International Mathematica User Conference 2008
Conference location

Champaign, IL

Computer models for calculating the radiation chemistry of water-cooled nuclear reactors must simulate radiolysis, chemical reactions, and transport--phenomena that occur within irradiated, aqueous environments. The variables of foremost interest are the evolving concentrations of radiolysis products and radioactive species. Existing computer models are usually programmed in a manner that requires the user to convert standard 2-dimensional symbolic representations of chemical reactions into 1-dimensional pseudocode that can be read as input.

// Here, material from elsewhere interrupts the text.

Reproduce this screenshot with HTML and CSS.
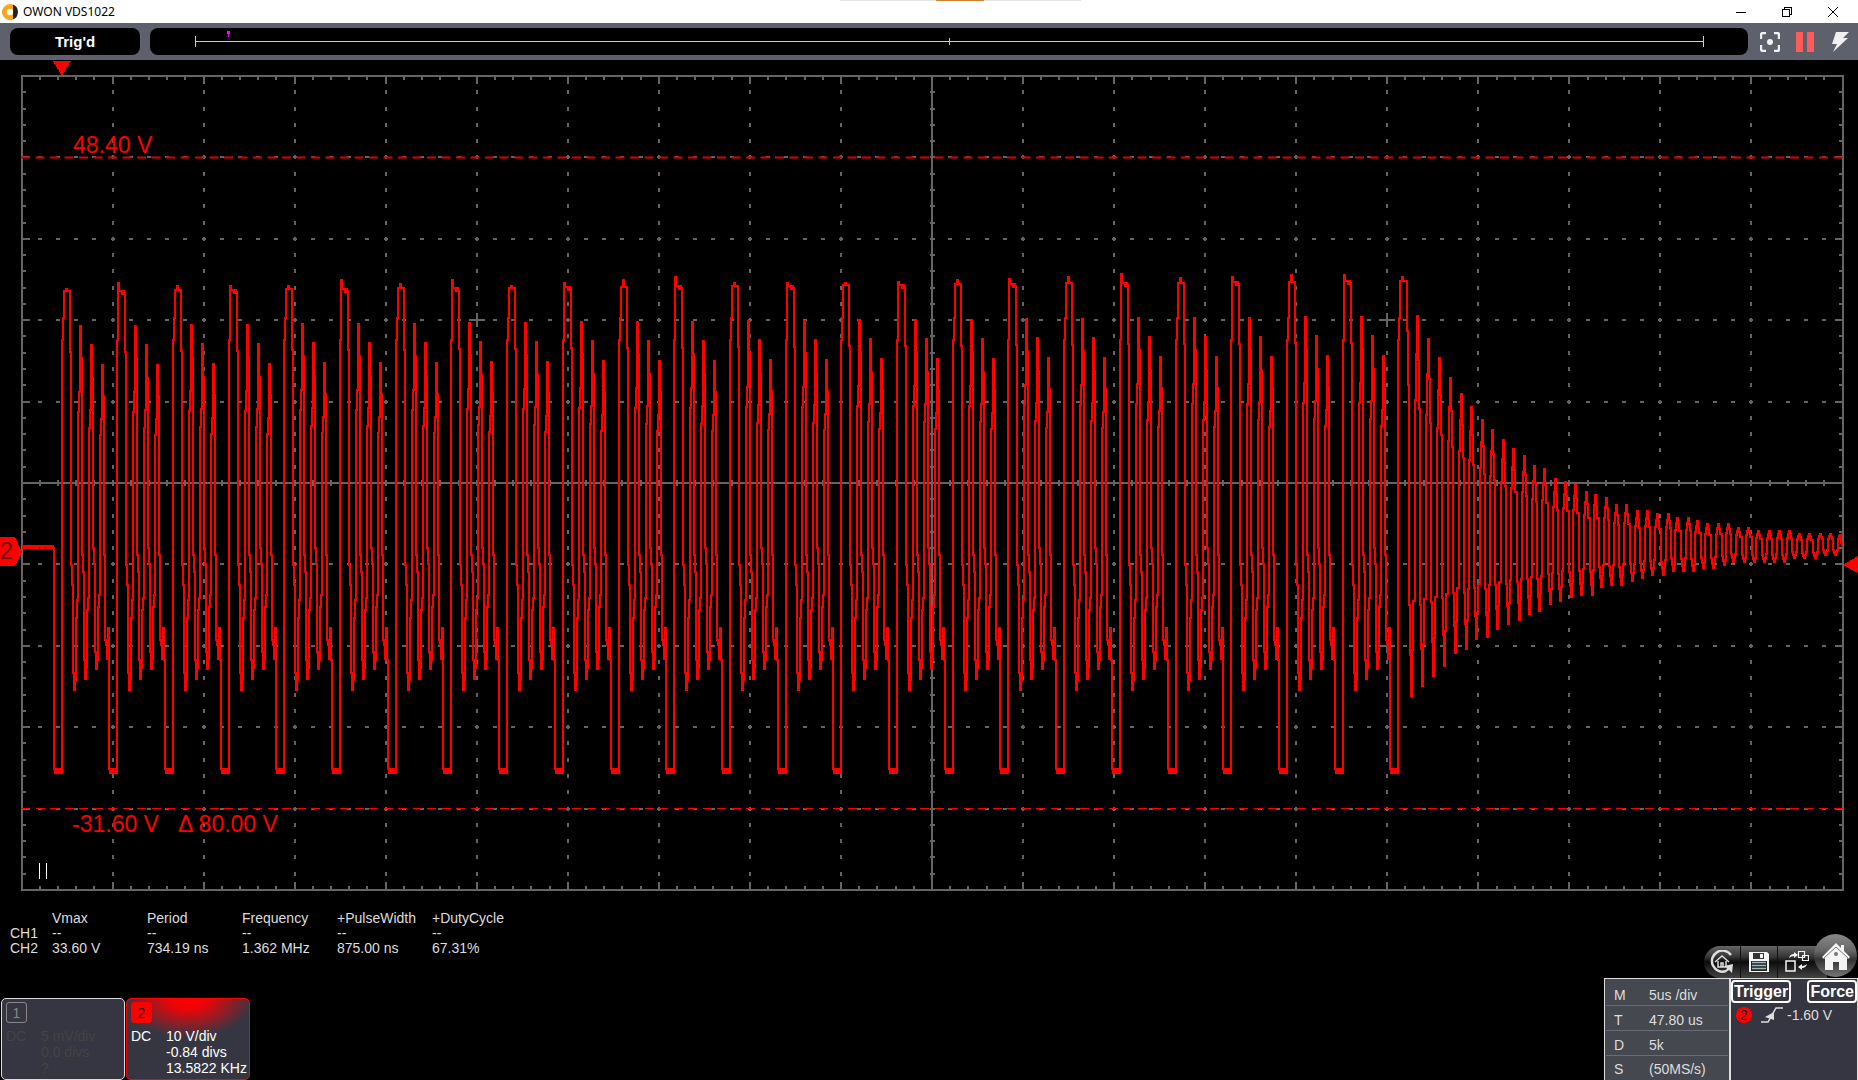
FILE: index.html
```html
<!DOCTYPE html>
<html lang="en">
<head>
    <meta charset="UTF-8">
    <meta name="viewport" content="width=device-width, initial-scale=1.0">
    <title>OWON VDS1022</title>
    <link rel="stylesheet" href="styles.css">
</head>
<body>
<header class="titlebar">
    <svg class="logo" viewBox="0 0 16 16">
        <path d="M8 0a8 8 0 1 0 3 15.4V.6A8 8 0 0 0 8 0z" fill="#faa61a"/>
        <path d="M11 .6a8 8 0 0 1 0 14.8z" fill="#222"/>
        <circle cx="8" cy="8" r="3.2" fill="#fff"/>
    </svg>
    <h1>OWON VDS1022</h1>
    <div class="drag-handle"></div>
    <div class="window-buttons">
        <button aria-label="Minimize"><svg viewBox="0 0 10 10"><path d="M0 5.5h10"/></svg></button>
        <button aria-label="Restore"><svg viewBox="0 0 10 10"><path d="M.5 2.5h7v7h-7zM2.5 2.5v-2h7v7h-2"/></svg></button>
        <button aria-label="Close"><svg viewBox="0 0 10 10"><path d="M0 0l10 10M10 0L0 10" shape-rendering="auto"/></svg></button>
    </div>
</header>

<div class="topbar">
    <div class="status">Trig'd</div>
    <div class="memory">
        <svg viewBox="0 0 1598 27" preserveAspectRatio="none">
            <path d="M45.5 8v11M1553.5 8v11M45 13.5h1508" stroke="#ccc"/>
            <path d="M799.5 10v7" stroke="#fc0"/>
            <path d="M77 3h3v3h-1v3h-1V6h-1z" fill="#f0f"/>
        </svg>
    </div>
    <button aria-label="Auto set">
        <svg viewBox="0 0 20 20"><path d="M1 7V3q0-2 2-2h3M14 1h3q2 0 2 2v4M19 13v4q0 2-2 2h-3M6 19H3q-2 0-2-2v-4" fill="none" stroke="#f0f0f0" stroke-width="2.4"/><circle cx="10" cy="10" r="3" fill="#f0f0f0"/></svg>
    </button>
    <button aria-label="Pause">
        <svg viewBox="0 0 20 20"><path d="M1 0h7v20H1zM12 0h7v20h-7z" fill="#ff5b5b"/></svg>
    </button>
    <button aria-label="Single">
        <svg viewBox="0 0 20 20"><path d="M6 0h13l-6 6h5L3 20l4-8H2z" fill="#f0f0f0"/></svg>
    </button>
</div>

<main class="scope">
    <svg class="screen" viewBox="0 60 1858 845" preserveAspectRatio="none">
        <g id="grid"></g>
        <path id="wave" class="wave"/>
        <path class="cursor cursor-soft" d="M21 157.5h1823"/>
        <path class="cursor" d="M21 808.5h1823"/>
        <path class="pause-mark" d="M39.5 863v16M46.5 863v16"/>
        <path class="marker" d="M53 61h18l-9 15z"/>
        <path class="marker" d="M0 537h15l7 15-7 14H0z"/>
        <path class="marker" d="M1858 556v17l-15-8z"/>
    </svg>
    <span class="label label-top">48.40 V</span>
    <span class="label label-bottom">-31.60 V &nbsp; Δ 80.00 V</span>
    <span class="label label-channel">2</span>
</main>

<footer class="footer">
    <div class="left">
        <table class="measures">
            <tr><td></td><th>Vmax</th><th>Period</th><th>Frequency</th><th>+PulseWidth</th><th>+DutyCycle</th></tr>
            <tr><th>CH1</th><td>--</td><td>--</td><td>--</td><td>--</td><td>--</td></tr>
            <tr><th>CH2</th><td>33.60 V</td><td>734.19 ns</td><td>1.362 MHz</td><td>875.00 ns</td><td>67.31%</td></tr>
        </table>
        <div class="channels">
            <section class="channel channel-off">
                <button class="badge">1</button>
                <div class="channel-data">
                    <span>DC</span>
                    <span>5 mV/div<br>0.0 divs<br>?</span>
                </div>
            </section>
            <section class="channel channel-on">
                <button class="badge">2</button>
                <div class="channel-data">
                    <span>DC</span>
                    <span>10 V/div<br>-0.84 divs<br>13.5822 KHz</span>
                </div>
            </section>
        </div>
    </div>

    <div class="right">
        <nav class="tools">
            <div class="tool-strip">
                <button aria-label="Default settings">
                    <svg viewBox="0 0 24 24" fill="none" stroke="#ddd">
                        <path d="M21 5A10.500 10.500 0 1 0 16 21" stroke-width="2.500"/>
                        <path d="M23 14l-1 9-3-3q-3 3-7 2 4-1 5-4l-3-2z" fill="#ddd" stroke="none"/>
                        <path d="M5 12l7-6 7 6M8 11v6h8v-6M11 17v-4h2v4" stroke-width="1.500"/>
                    </svg>
                </button>
                <button aria-label="Save">
                    <svg viewBox="0 0 24 24">
                        <path d="M2 2h18l2 2v18H2z" fill="#f4f4f4"/>
                        <path d="M6 3h11v6H6z" fill="#333"/><path d="M13 4h3v4h-3z" fill="#f4f4f4"/>
                        <path d="M4 11h16v10H4z" fill="#222"/>
                        <path d="M5 12.500h14M5 15.500h14M5 18.500h14" stroke="#9fb4c0" stroke-width="1.500"/>
                    </svg>
                </button>
                <button aria-label="Switch view">
                    <svg viewBox="0 0 24 24" fill="none" stroke="#f4f4f4">
                        <path d="M1 11h9v10H1z" stroke-width="1.500"/>
                        <path d="M13.500 1.500h6v6h-6zM17.500 5.500h6v5h-6z" stroke-width="1.200"/>
                        <path d="M4 8q1-4 5-4V2l4 3-4 3V6Q6 6 4 8z" fill="#f4f4f4" stroke="none"/>
                        <path d="M22 14q-1 4-5 4v2l-4-3 4-3v2q3 0 5-2z" fill="#f4f4f4" stroke="none"/>
                    </svg>
                </button>
            </div>
            <button class="home" aria-label="Home">
                <svg viewBox="0 0 28 28"><path d="M14 1l5 5V3h3v6l6 6-2 2-1-1v12h-8v-8h-6v8H3V16l-1 1-2-2z" fill="#f4f4f4"/><path d="M2 16L14 5l12 11" fill="none" stroke="#777"/><circle cx="14" cy="12" r="2" fill="#777"/></svg>
            </button>
        </nav>
        <div class="panels">
            <dl class="timebase">
                <div><dt>M</dt><dd>5us /div</dd></div>
                <div><dt>T</dt><dd>47.80 us</dd></div>
                <div><dt>D</dt><dd>5k</dd></div>
                <div><dt>S</dt><dd>(50MS/s)</dd></div>
            </dl>
            <section class="trigger">
                <div class="trigger-buttons">
                    <button>Trigger</button>
                    <button>Force</button>
                </div>
                <div class="trigger-data">
                    <span class="source">2</span>
                    <svg viewBox="0 0 22 16" fill="none" stroke="#ddd"><path d="M0 15h7l8-14h7" stroke-width="1.500"/><path d="M4 10l9-5v8z" fill="#ddd" stroke="none"/></svg>
                    <span>-1.60 V</span>
                </div>
            </section>
        </div>
    </div>
</footer>

<script src="scope.js"></script>
</body>
</html>
```
FILE: styles.css
```css
* {
    box-sizing: border-box;
}
body {
    margin: 0;
    height: 100vh;
    display: flex;
    flex-direction: column;
    overflow: hidden;
    background: #000;
    color: #ddd;
    font-family: "Liberation Sans", Arial, sans-serif;
    font-size: 14px;
}
button {
    margin: 0;
    padding: 0;
    border: 0;
    background: none;
    font-family: inherit;
    color: inherit;
}
svg {
    display: block;
}

/* title bar */
.titlebar {
    position: relative;
    display: flex;
    align-items: center;
    height: 23px;
    padding-left: 2px;
    background: #fff;
    color: #000;
}
.logo {
    width: 16px;
    height: 16px;
}
.titlebar h1 {
    margin: 0 auto 0 5px;
    font: 12px "Noto Sans", "Open Sans", sans-serif;
}
.drag-handle {
    position: absolute;
    top: 0;
    left: 50%;
    width: 241px;
    height: 1px;
    margin-left: -89px;
    background: linear-gradient(90deg, #e5e5e5 96px, #d08030 96px, #d08030 144px, #e5e5e5 144px);
}
.window-buttons {
    display: flex;
    height: 20px;
    padding-right: 2px;
}
.window-buttons button {
    width: 46px;
    display: flex;
    align-items: center;
    justify-content: center;
}
.window-buttons svg {
    width: 10px;
    height: 10px;
    fill: none;
    stroke: #000;
    shape-rendering: crispEdges;
}

/* acquisition bar */
.topbar {
    display: flex;
    align-items: center;
    height: 37px;
    padding: 0 8px 0 10px;
    background: #5e616c;
}
.status, .memory {
    height: 27px;
    border-radius: 8px;
    background: #000;
}
.status {
    width: 130px;
    margin-right: 10px;
    line-height: 27px;
    text-align: center;
    font-size: 15px;
    font-weight: bold;
    color: #fff;
}
.memory {
    flex: 1;
    margin-right: 12px;
}
.memory svg {
    width: 100%;
    height: 27px;
    fill: none;
    shape-rendering: crispEdges;
}
.topbar button + button {
    margin-left: 15px;
}
.topbar button svg {
    width: 20px;
    height: 20px;
}

/* scope screen */
.scope {
    position: relative;
    flex: 1;
    min-height: 0;
}
.screen {
    width: 100%;
    height: 100%;
    fill: none;
    shape-rendering: crispEdges;
}
.grid-line {
    fill: none;
    stroke: #646464;
    stroke-width: 2;
}
.wave {
    stroke: #f00;
    stroke-width: 2;
}
.cursor {
    stroke: #f00;
    stroke-dasharray: 9 5.500;
}
.cursor-soft {
    stroke: #e00000;
    stroke-width: 2;
    shape-rendering: auto;
}
.pause-mark {
    stroke: #fff;
}
.marker {
    fill: #f00;
}
.label {
    position: absolute;
    font-size: 23px;
    line-height: 26px;
    color: #f00;
}
.label-top {
    left: 73px;
    top: 8.500%;
}
.label-bottom {
    left: 72px;
    bottom: 8%;
}
.label-channel {
    left: 0;
    top: 56.600%;
    color: #600;
}

/* bottom area */
.footer {
    display: flex;
    justify-content: space-between;
    padding-top: 5px;
}
.left {
    display: flex;
    flex-direction: column;
    justify-content: space-between;
}
.measures {
    margin: 1px 0 0 10px;
    border-collapse: collapse;
    line-height: 15px;
}
.measures th, .measures td {
    width: 95px;
    padding: 0;
    text-align: left;
    font-weight: normal;
    white-space: nowrap;
}
.measures tr > :first-child {
    width: 42px;
}
.channels {
    display: flex;
    gap: 1px;
    padding-left: 1px;
}
.channel {
    width: 124px;
    height: 82px;
    padding: 3px 0 0 4px;
    border: 1px solid #ddd;
    border-radius: 5px;
    background: #353642;
}
.channel-on {
    border-color: #f00;
    background: radial-gradient(ellipse 66px 38px at 50% 0, #f00 0, #e8050a 30%, #353642 100%) #353642;
    color: #fff;
}
.badge {
    display: block;
    width: 21px;
    height: 21px;
    border: 1px solid #888;
    border-radius: 3px;
    font-size: 14px;
    color: #888;
}
.channel-on .badge {
    border-color: #f00;
    background: #f00;
    color: #200;
}
.channel-data {
    display: flex;
    margin-top: 5px;
    line-height: 16px;
    white-space: nowrap;
}
.channel-data span:first-child {
    width: 35px;
}
.channel-off .channel-data {
    color: #444;
}

.right {
    padding-top: 24px;
}
.tools {
    display: flex;
    align-items: flex-end;
    justify-content: flex-end;
    height: 44px;
    padding-right: 1px;
}
.tool-strip {
    display: flex;
    height: 32px;
    padding-right: 12px;
    margin-right: -13px;
    border-radius: 16px 0 0 16px;
    background: linear-gradient(#666, #333 35%, #0c0c0c 50%, #444);
}
.tool-strip button {
    width: 37px;
    display: flex;
    align-items: center;
    justify-content: center;
    border-right: 1px solid #111;
}
.tool-strip button:last-child {
    border: 0;
}
.tool-strip svg {
    width: 24px;
    height: 24px;
}
.home {
    position: relative;
    width: 43px;
    height: 43px;
    margin-bottom: 1px;
    border-radius: 50%;
    background: linear-gradient(#888, #666 40%, #333 60%, #777);
}
.home svg {
    width: 28px;
    height: 28px;
    margin: 0 auto;
}
.panels {
    display: flex;
    border-top: 1px solid #ddd;
    border-left: 1px solid #ddd;
}
.timebase {
    width: 126px;
    margin: 0;
    padding: 2px 1px 0;
    border-right: 2px solid #ddd;
    background: #464850;
}
.timebase div {
    display: flex;
    height: 25px;
    padding-left: 8px;
    line-height: 28px;
    border-bottom: 1px solid #6a6c74;
}
.timebase div:last-child {
    height: 24px;
    border: 0;
    line-height: 26px;
}
.timebase dt {
    width: 35px;
}
.timebase dd {
    margin: 0;
}
.trigger {
    width: 127px;
    padding: 1px 0 0;
    border-right: 1px solid #ddd;
    background: #353642;
}
.trigger-buttons {
    display: flex;
    justify-content: space-between;
}
.trigger-buttons button {
    height: 23px;
    padding: 0 1px;
    border: 2px solid #fff;
    border-radius: 4px;
    font-size: 16px;
    font-weight: bold;
    line-height: 18px;
    color: #fff;
}
.trigger-data {
    display: flex;
    align-items: center;
    padding: 4px 5px;
}
.trigger-data svg {
    width: 22px;
    height: 16px;
    margin: 0 4px 0 9px;
}
.source {
    width: 16px;
    height: 16px;
    border-radius: 50%;
    background: #f00;
    color: #000;
    line-height: 16px;
    text-align: center;
}
```
FILE: scope.js
```js
// screen area, 20 x 10 divisions
const left = 22, right = 1843, top_ = 76, bottom = 890;
const divX = (right - left) / 20;
const divY = (bottom - top_) / 10;
const midX = left + divX * 10;
const midY = top_ + divY * 5;

function hline(x, y, w) {
    return `M${Math.floor(x)} ${Math.round(y)}h${w}`;
}

function vline(x, y, h) {
    return `M${Math.floor(x)} ${Math.round(y)}v${h}`;
}

function drawGrid() {
    let d = `M${left} ${top_}H${right}V${bottom}H${left}Z`;
    d += `M${Math.floor(midX)} ${top_}V${bottom}M${left} ${midY}H${right}`;

    // columns
    for (let i = 1; i < 20; i++) {
        const x = left + i * divX;
        d += vline(x, top_, 8) + vline(x, bottom - 8, 8);
        for (let k = 1; k < 50; k++) {
            d += vline(x, top_ + k * divY / 5 - 2, 4);
        }
    }
    // rows
    for (let j = 1; j < 10; j++) {
        const y = top_ + j * divY;
        d += hline(left, y, 8) + hline(right - 8, y, 8);
        for (let k = 1; k < 100; k++) {
            d += hline(left + k * divX / 5 - 2, y, 4);
        }
    }
    // small ticks on the frame and on both axes
    for (let k = 1; k < 100; k++) {
        const x = left + k * divX / 5;
        d += vline(x, top_, 4) + vline(x, bottom - 4, 4) + vline(x, midY - 3, 6);
    }
    for (let k = 1; k < 50; k++) {
        const y = top_ + k * divY / 5;
        d += hline(left, y, 4) + hline(right - 4, y, 4) + hline(midX - 2, y, 5);
    }
    // crosses
    for (const i of [5, 15]) {
        for (const j of [3, 7]) {
            d += hline(left + i * divX - 8, top_ + j * divY, 16);
            d += vline(left + i * divX, top_ + j * divY - 7, 14);
        }
    }
    document.getElementById('grid').innerHTML = `<path class="grid-line" d="${d}"/>`;
}

// one burst period: x offset, y
const head = [
    [0, 769], [1, 773], [2, 769], [3, 773], [4, 769], [5, 773], [6, 769], [7, 773],
    [8, 769], [8, 340], [9, 318]
];
const ring = [
    [16, 352], [17, 565], [18, 585], [19, 673], [20, 690], [21, 680], [22, 618], [23, 600],
    [24, 412], [25, 392], [26, 326], [27, 358], [28, 555], [29, 572], [30, 660], [31, 679],
    [32, 668], [33, 610], [34, 598], [35, 428], [36, 410], [37, 345], [38, 378], [39, 548],
    [40, 564], [41, 652], [42, 669], [43, 660], [44, 607], [45, 595], [46, 435], [47, 419],
    [48, 365], [49, 396], [50, 555], [51, 640], [52, 645], [53, 659], [54, 628], [55, 660]
];
// highest sample of every pulse
const spikes = [289, 283, 286, 286, 286, 280, 284, 280, 286, 283, 280, 277, 283,
    283, 283, 282, 280, 279, 277, 274, 278, 277, 275, 275, 277];

// ringing after the last pulse: x, y of each extreme
const decay = [
    [1406, 281], [1411, 696], [1417, 316], [1422, 686], [1428, 339], [1433, 676], [1439, 358],
    [1444, 666], [1450, 378], [1455, 653], [1461, 394], [1466, 649], [1471, 407], [1476, 639],
    [1482, 420], [1487, 637], [1492, 430], [1497, 629], [1503, 440], [1508, 624], [1513, 449],
    [1519, 620], [1524, 456], [1529, 614], [1534, 466], [1539, 611], [1544, 469], [1550, 604],
    [1555, 479], [1560, 601], [1565, 482], [1571, 597], [1575, 485], [1581, 595], [1586, 492],
    [1592, 595], [1595, 495], [1601, 587], [1606, 498], [1611, 585], [1616, 505], [1621, 585],
    [1626, 505], [1632, 581], [1637, 511], [1642, 578], [1647, 511], [1652, 575], [1657, 514],
    [1663, 575], [1668, 514], [1673, 571], [1677, 518], [1683, 571], [1688, 518], [1693, 571],
    [1697, 521], [1703, 568], [1707, 524], [1713, 568], [1718, 524], [1724, 565], [1728, 524],
    [1733, 562], [1738, 528], [1744, 562], [1748, 528], [1754, 562], [1758, 531], [1764, 562],
    [1769, 531], [1774, 562], [1779, 531], [1784, 562], [1789, 531], [1794, 558], [1799, 534],
    [1804, 558], [1809, 534], [1815, 558], [1820, 534], [1825, 555], [1830, 534], [1835, 555],
    [1840, 534], [1842, 546]
];

function drawWave() {
    const points = [];
    for (let x = 22; x < 54; x++) {
        points.push([x, x % 2 && x !== 39 && x !== 45 ? 548 : 546]);
    }

    spikes.forEach((spike, n) => {
        const x0 = Math.floor(54 + n * 55.7);
        const flat = 291 - n * 0.42;
        const lift = n * 0.4;
        head.forEach(([x, y]) => points.push([x0 + x, y]));
        if (n % 2) {
            points.push([x0 + 9, spike], [x0 + 10, flat], [x0 + 13, flat + 3], [x0 + 14, flat], [x0 + 15, flat + 2]);
        } else {
            points.push([x0 + 10, flat], [x0 + 12, spike], [x0 + 13, flat], [x0 + 15, flat]);
        }
        if (n < spikes.length - 1) {
            ring.forEach(([x, y]) => points.push([x0 + x, y < 500 ? y - lift : y]));
        }
    });

    for (let i = 1; i < decay.length; i++) {
        const [x1, y1] = decay[i - 1];
        const [x2, y2] = decay[i];
        for (const [t, v] of [[0.2, 0.12], [0.4, 0.25], [0.6, 0.78], [0.8, 0.9], [1, 1]]) {
            points.push([x1 + (x2 - x1) * t, y1 + (y2 - y1) * v]);
        }
    }

    // every sample is held for its whole column
    let d = `M${points[0][0]} ${points[0][1]}`;
    for (const [x, y] of points) {
        d += `H${Math.round(x)}V${Math.round(y)}`;
    }
    document.getElementById('wave').setAttribute('d', d);
}

drawGrid();
drawWave();
```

For example, "I2OH- + H2O2 ⇔ HIO2 + I- + H2O" may have to be translated into a 1-dimensional character sequence such as "I2OH- + H2O2 = HIO2 + I- + H2O". Inherent disadvantages of this process are that the pseudocode is significantly more difficult to read than the original, and errors of translation are likely to occur, especially when dealing with hundreds or thousands of chemical reactions. Using Mathematica's ability to communicate 2-dimensional textual information, Atomic Energy of Canada Limited is overcoming these disadvantages by developing a special-purpose chemical-kinetics computer program that reads standard 2-dimensional chemical-reaction equations directly and uses them to generate sets of coupled ordinary differential equations suitable for numerical solution.